I work for American Express. Caretaker for Centurion holders. The Black Card.
It began as an urban myth: American Express distributed a card with which you could buy anything to the limit of the company’s 20.87 billion dollar worth. A decommissioned battleship or gently used space shuttle. But the card never existed. Until one of the bigwigs at head office said, “Why not?” The Centurion is limited to 4,000 clients worldwide. Member fee: $350,000.
You can look at me as a concierge. A perk built into the card’s exorbitant fees. Occasionally this reduces me to professional nose-wiper. I’m sent to monitor peculiar purchases. If a client’s aiming to buy a cruise missile, I have to say: nix.
Clients do fall from Centurion status. In those cases we do as with any deadbeat: cut their card up. I cut up Michael Jackson’s, if you can believe it. He was in Europe. We charted his egress by the locations of each gobsmacking purchase. Three Qing Dynasty vases ($750,000 apiece) at a Glasgow antiques emporium. The 1.5-ton chandelier from the Belfast Grand Opera House auctioned at Sotheby’s Helsinki. An attempted purchase of Marienburg castle, a deal nearly shepherded to fruition by Duke Philip von Wuerttemberg—that man knew a pigeon when he saw one—occasioned my dispatch. I tracked Jackson to a hotel room in Budapest. Ushered past mucketymucks and a diaper-clad chimp before reaching the man himself. Who was a mess. Face falling off the put-upon bones of his skull. “Big fan,” I told him awkwardly, snipping his card in half. “My first slow dance was to ‘Baby Be Mine.’”

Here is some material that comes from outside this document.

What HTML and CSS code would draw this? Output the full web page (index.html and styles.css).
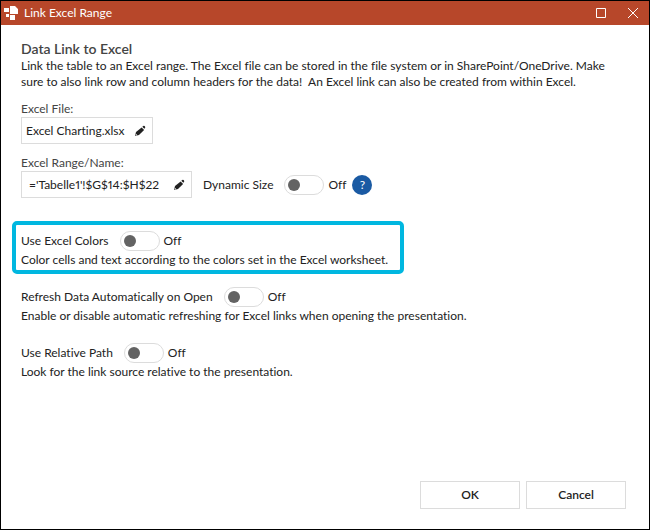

That damn chimp scratched my arms all to hell. Novosibirsk airport holds the eye-bruising shade of a black market kidney. Red, arterial red, steak-tartare-served-on-a-stop-sign red stretching everywhere. The arcade past Customs consists of four Ms. Pacmans. Three of the four are busted. The man waiting at the luggage carousel—check that, luggage disgorger: scuffed tongue of a conveyor belt drooling suitcases into a metal basin—jabs a squared-off finger at the pocket he assumes I keep my passport in.